▼▼▼

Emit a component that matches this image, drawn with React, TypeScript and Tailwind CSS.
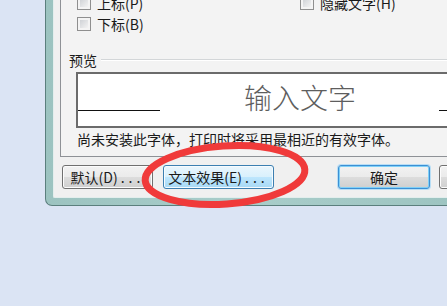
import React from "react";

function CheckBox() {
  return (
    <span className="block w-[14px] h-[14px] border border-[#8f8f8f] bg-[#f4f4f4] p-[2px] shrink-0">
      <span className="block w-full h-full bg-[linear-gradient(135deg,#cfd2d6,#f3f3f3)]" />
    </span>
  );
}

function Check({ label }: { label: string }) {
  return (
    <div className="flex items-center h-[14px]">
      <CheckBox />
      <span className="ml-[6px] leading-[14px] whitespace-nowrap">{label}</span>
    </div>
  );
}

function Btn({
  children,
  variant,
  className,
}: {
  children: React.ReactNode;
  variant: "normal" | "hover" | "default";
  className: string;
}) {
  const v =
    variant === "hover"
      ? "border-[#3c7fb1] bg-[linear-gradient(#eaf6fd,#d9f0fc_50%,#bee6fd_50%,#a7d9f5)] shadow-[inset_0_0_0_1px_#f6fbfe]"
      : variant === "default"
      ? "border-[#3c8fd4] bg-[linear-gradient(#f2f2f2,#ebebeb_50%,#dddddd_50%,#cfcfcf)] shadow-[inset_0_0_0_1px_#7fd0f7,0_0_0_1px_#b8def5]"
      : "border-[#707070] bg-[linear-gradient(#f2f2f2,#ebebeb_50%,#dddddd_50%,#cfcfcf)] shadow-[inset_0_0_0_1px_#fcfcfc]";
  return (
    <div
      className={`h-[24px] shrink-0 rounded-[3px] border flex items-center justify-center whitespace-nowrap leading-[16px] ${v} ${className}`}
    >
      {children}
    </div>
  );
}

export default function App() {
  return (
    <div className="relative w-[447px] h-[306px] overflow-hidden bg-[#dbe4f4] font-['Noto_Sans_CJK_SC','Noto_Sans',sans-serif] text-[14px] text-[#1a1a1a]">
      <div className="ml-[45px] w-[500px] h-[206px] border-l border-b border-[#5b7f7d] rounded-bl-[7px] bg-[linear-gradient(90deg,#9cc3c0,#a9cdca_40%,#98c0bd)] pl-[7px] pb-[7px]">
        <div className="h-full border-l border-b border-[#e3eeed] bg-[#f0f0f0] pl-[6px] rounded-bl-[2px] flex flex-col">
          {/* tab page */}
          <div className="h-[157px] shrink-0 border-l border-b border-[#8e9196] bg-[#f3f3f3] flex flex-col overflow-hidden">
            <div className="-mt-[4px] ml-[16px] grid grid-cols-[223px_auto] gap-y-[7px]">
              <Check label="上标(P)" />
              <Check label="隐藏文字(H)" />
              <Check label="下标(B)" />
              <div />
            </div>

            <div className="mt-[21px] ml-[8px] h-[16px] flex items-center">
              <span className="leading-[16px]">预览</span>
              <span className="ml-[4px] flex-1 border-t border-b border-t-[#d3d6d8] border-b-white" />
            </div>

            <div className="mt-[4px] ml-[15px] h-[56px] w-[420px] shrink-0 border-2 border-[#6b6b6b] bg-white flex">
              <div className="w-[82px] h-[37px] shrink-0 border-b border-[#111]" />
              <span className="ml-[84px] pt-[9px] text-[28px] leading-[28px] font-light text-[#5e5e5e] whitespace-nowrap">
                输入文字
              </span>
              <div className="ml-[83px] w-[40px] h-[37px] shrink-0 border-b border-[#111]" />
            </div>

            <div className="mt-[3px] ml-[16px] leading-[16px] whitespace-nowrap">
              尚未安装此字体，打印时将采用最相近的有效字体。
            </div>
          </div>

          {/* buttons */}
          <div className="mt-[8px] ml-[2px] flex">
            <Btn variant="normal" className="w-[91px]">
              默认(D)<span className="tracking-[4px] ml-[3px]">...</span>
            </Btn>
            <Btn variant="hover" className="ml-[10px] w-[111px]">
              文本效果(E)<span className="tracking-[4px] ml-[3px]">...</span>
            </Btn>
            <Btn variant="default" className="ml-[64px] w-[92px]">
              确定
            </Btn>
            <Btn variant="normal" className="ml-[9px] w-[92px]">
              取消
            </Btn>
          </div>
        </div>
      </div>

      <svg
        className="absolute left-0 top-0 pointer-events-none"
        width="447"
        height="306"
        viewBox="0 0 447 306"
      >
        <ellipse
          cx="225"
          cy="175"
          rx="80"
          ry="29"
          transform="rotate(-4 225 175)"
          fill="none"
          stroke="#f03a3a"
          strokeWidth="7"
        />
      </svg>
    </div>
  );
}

▲▲▲
▼▼▼

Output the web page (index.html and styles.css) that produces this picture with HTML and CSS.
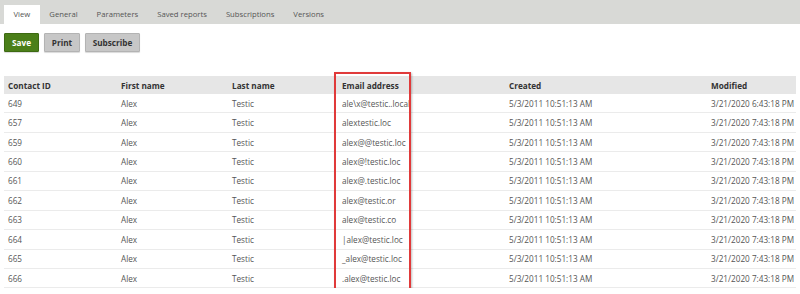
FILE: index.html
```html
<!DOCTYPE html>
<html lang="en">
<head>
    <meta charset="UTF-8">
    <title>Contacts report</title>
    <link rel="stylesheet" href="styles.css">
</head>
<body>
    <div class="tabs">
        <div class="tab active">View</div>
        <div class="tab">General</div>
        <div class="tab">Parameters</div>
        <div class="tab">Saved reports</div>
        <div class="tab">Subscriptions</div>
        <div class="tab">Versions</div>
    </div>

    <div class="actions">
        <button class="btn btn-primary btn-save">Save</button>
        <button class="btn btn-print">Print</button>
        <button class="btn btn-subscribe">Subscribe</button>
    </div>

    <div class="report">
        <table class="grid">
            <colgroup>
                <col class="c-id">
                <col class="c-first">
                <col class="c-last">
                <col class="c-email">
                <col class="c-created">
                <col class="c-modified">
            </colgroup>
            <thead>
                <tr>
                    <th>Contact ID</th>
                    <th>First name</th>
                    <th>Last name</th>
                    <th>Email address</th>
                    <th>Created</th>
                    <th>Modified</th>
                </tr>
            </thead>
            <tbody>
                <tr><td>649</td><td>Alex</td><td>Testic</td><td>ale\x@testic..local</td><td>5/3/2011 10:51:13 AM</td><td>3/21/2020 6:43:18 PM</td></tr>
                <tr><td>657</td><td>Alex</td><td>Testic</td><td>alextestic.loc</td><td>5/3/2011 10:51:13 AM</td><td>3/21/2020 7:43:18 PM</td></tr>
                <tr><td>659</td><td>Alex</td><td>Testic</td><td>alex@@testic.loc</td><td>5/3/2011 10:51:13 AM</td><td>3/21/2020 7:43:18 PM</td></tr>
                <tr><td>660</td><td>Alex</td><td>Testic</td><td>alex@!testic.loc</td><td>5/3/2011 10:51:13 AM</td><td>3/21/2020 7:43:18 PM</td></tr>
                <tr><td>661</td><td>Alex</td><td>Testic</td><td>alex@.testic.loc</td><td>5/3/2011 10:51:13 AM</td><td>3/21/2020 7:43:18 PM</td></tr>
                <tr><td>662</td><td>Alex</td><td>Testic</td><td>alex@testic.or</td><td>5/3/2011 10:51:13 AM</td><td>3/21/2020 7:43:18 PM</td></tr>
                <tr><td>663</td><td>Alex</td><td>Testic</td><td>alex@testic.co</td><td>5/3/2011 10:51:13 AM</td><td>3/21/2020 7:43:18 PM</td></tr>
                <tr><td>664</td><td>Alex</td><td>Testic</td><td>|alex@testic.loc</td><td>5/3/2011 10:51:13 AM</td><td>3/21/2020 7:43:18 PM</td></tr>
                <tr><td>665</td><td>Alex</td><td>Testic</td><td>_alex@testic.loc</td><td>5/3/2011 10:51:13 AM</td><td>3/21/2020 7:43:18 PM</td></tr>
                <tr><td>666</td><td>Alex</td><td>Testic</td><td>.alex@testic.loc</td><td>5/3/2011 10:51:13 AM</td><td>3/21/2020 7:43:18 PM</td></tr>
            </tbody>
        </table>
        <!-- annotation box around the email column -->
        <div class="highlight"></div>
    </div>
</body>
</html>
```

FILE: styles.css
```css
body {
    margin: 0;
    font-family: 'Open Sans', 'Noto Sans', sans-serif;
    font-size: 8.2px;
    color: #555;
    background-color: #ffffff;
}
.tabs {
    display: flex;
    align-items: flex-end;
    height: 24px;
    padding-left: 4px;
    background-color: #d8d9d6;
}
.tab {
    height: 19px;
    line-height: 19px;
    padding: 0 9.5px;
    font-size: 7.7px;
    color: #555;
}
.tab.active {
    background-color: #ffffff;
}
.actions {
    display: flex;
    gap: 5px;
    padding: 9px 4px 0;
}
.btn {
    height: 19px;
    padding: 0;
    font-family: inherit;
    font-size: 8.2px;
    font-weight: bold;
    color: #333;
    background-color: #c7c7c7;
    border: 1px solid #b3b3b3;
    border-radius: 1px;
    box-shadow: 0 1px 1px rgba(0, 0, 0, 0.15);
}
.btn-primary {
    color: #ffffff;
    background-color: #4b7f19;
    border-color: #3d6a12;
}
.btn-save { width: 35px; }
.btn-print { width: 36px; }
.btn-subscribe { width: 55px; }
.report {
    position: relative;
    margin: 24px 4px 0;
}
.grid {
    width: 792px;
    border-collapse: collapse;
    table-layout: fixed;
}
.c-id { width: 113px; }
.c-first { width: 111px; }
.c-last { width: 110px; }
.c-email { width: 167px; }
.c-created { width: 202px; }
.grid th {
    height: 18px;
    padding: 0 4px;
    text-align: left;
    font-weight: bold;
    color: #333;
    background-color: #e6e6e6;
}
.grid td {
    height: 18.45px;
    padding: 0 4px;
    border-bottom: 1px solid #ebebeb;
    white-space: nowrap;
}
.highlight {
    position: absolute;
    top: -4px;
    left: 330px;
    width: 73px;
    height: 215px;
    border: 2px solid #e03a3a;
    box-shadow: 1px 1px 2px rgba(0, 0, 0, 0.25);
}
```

▲▲▲
▼▼▼

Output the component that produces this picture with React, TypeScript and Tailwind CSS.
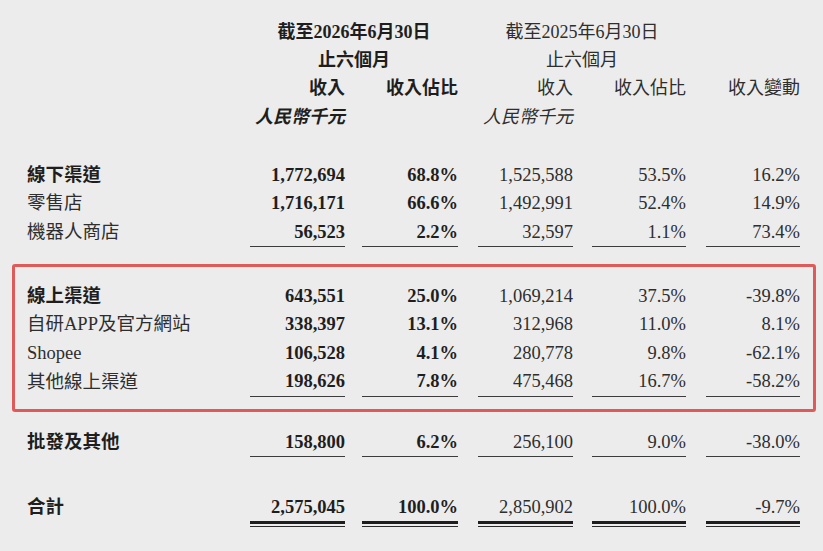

▲▲▲

Find "React". Copy every line it occurs in.

Emit a component that matches this image, drawn with React, TypeScript and Tailwind CSS.
import React from "react";
  children: React.ReactNode;
Output the component that produces this picture with React, TypeScript and Tailwind CSS.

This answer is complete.